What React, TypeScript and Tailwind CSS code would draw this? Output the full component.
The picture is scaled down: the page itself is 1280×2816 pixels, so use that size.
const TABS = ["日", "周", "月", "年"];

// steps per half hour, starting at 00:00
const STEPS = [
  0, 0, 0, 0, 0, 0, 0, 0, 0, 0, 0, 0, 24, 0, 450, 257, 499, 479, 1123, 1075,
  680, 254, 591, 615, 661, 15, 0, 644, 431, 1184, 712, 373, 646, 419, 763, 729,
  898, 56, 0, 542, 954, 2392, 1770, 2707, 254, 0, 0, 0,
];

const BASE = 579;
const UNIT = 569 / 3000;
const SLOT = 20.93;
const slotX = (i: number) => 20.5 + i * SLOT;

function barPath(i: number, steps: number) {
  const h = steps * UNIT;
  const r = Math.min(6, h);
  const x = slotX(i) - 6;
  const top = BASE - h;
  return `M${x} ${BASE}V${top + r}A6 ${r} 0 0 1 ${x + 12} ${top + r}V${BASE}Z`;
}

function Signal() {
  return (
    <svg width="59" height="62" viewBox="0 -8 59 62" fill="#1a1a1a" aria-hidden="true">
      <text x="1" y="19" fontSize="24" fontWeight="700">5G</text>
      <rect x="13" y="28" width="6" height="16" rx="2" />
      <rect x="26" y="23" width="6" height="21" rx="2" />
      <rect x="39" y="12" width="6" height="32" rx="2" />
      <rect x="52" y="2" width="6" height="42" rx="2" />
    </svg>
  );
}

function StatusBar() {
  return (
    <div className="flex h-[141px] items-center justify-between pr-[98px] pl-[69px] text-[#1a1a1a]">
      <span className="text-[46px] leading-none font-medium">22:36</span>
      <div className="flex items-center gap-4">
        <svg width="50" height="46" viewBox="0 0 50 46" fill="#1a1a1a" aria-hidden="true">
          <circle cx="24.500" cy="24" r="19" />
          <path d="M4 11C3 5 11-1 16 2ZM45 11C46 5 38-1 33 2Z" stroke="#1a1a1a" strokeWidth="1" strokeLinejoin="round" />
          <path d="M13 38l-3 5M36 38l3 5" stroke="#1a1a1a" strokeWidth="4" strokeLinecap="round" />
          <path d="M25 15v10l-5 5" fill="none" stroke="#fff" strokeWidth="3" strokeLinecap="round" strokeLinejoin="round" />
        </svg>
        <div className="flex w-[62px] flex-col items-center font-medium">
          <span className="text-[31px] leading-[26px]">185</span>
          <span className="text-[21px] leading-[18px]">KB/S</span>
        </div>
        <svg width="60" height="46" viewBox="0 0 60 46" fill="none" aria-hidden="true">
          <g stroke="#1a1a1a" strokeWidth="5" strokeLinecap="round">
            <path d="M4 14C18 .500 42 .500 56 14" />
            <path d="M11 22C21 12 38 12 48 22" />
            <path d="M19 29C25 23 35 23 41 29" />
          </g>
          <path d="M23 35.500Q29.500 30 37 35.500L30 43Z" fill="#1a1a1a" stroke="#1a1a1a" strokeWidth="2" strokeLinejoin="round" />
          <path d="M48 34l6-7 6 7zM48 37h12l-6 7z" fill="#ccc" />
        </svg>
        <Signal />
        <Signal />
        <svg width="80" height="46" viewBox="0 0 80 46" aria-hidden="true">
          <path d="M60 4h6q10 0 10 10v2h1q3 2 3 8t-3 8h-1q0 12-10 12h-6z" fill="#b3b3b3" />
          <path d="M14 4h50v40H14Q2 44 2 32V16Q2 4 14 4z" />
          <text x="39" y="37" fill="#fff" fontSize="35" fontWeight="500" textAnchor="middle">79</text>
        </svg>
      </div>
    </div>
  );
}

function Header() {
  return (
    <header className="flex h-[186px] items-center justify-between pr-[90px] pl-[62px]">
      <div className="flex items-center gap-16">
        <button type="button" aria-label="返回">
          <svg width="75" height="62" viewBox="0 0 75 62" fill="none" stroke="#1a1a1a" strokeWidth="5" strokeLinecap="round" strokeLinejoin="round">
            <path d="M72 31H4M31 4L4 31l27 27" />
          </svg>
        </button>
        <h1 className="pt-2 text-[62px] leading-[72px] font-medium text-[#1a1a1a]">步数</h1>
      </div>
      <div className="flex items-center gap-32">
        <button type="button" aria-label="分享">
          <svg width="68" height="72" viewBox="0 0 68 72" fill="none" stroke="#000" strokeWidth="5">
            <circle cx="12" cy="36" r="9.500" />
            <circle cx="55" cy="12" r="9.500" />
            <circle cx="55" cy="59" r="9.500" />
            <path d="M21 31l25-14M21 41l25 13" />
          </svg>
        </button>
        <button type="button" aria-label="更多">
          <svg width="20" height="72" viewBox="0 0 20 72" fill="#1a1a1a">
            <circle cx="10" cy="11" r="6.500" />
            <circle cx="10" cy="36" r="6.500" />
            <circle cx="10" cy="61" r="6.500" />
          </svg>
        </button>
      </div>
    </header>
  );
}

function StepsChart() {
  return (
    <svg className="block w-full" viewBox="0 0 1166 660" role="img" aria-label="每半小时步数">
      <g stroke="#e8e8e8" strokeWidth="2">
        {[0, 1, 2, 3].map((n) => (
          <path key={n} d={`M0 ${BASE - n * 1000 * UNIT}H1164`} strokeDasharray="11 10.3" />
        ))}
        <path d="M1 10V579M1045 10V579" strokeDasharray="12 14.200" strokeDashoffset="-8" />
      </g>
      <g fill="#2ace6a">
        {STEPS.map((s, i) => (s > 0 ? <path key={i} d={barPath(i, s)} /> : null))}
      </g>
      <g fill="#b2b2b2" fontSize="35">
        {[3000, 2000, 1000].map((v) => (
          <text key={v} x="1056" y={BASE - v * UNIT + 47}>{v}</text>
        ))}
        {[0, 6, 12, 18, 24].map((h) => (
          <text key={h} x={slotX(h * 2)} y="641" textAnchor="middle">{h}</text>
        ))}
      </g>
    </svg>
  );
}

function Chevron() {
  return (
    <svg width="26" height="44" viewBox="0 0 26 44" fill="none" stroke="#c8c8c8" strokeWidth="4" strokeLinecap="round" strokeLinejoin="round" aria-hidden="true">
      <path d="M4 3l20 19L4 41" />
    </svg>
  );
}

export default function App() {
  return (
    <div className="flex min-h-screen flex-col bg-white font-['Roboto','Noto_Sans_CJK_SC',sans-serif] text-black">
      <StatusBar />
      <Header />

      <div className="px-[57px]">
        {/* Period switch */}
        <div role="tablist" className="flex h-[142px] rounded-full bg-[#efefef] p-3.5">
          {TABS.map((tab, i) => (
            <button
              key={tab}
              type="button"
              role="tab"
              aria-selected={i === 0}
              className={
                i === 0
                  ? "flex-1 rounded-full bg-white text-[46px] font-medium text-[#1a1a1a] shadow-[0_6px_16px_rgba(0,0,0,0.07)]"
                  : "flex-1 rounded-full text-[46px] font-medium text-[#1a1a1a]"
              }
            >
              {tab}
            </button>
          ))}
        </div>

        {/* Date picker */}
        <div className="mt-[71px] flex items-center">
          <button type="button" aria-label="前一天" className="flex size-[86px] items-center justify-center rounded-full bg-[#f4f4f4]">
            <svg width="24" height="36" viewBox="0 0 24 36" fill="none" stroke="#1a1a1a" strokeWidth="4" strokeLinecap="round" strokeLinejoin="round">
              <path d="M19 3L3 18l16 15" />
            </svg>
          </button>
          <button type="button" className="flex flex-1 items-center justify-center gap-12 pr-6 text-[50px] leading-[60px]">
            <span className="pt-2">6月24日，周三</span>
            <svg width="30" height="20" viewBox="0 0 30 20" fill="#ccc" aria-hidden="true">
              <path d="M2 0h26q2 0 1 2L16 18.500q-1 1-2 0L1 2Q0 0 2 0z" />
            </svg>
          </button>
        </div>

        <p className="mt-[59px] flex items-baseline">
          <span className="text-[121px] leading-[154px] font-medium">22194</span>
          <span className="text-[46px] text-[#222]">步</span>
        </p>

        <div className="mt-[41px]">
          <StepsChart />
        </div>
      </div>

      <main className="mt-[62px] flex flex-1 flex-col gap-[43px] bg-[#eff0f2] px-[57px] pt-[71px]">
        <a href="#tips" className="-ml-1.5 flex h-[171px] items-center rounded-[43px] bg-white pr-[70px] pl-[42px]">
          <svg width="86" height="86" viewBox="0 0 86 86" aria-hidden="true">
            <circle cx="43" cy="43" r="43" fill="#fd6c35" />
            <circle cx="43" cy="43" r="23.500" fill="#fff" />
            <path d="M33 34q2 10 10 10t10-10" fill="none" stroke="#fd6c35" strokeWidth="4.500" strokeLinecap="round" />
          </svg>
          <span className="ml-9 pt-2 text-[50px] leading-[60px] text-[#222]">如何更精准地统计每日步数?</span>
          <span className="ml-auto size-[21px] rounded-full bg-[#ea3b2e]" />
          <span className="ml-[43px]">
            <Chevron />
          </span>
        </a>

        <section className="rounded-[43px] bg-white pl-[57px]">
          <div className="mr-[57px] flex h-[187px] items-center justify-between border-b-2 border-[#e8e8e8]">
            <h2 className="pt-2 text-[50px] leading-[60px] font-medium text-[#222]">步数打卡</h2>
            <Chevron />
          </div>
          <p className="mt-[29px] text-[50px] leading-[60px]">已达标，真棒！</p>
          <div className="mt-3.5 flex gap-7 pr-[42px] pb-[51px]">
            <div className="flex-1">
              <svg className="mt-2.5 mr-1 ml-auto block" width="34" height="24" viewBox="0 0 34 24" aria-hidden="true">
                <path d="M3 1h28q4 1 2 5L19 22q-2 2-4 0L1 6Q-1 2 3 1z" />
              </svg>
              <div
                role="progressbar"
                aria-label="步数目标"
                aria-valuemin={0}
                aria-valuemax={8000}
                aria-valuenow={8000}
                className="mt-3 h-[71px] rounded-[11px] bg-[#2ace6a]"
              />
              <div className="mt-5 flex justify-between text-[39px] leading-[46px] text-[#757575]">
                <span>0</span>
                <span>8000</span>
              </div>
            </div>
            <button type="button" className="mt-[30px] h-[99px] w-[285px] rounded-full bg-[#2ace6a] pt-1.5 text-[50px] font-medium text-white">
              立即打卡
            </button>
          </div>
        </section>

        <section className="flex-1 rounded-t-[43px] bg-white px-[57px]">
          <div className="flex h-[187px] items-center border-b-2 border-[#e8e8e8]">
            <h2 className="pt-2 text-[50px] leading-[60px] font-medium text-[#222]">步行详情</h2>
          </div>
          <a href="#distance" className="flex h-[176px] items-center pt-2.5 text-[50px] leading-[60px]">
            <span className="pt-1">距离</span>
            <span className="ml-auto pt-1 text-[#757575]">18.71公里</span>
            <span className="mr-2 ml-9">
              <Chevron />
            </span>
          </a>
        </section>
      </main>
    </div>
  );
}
******
#### TASK DETAILS
Everything from the first line of the data through the line containing "const slotX = (i: number) => 20.5 + i * SLOT;" should be echoed exactly. Add nothing.

#### OUTPUT BELOW
What React, TypeScript and Tailwind CSS code would draw this? Output the full component.
The picture is scaled down: the page itself is 1280×2816 pixels, so use that size.
const TABS = ["日", "周", "月", "年"];

// steps per half hour, starting at 00:00
const STEPS = [
  0, 0, 0, 0, 0, 0, 0, 0, 0, 0, 0, 0, 24, 0, 450, 257, 499, 479, 1123, 1075,
  680, 254, 591, 615, 661, 15, 0, 644, 431, 1184, 712, 373, 646, 419, 763, 729,
  898, 56, 0, 542, 954, 2392, 1770, 2707, 254, 0, 0, 0,
];

const BASE = 579;
const UNIT = 569 / 3000;
const SLOT = 20.93;
const slotX = (i: number) => 20.5 + i * SLOT;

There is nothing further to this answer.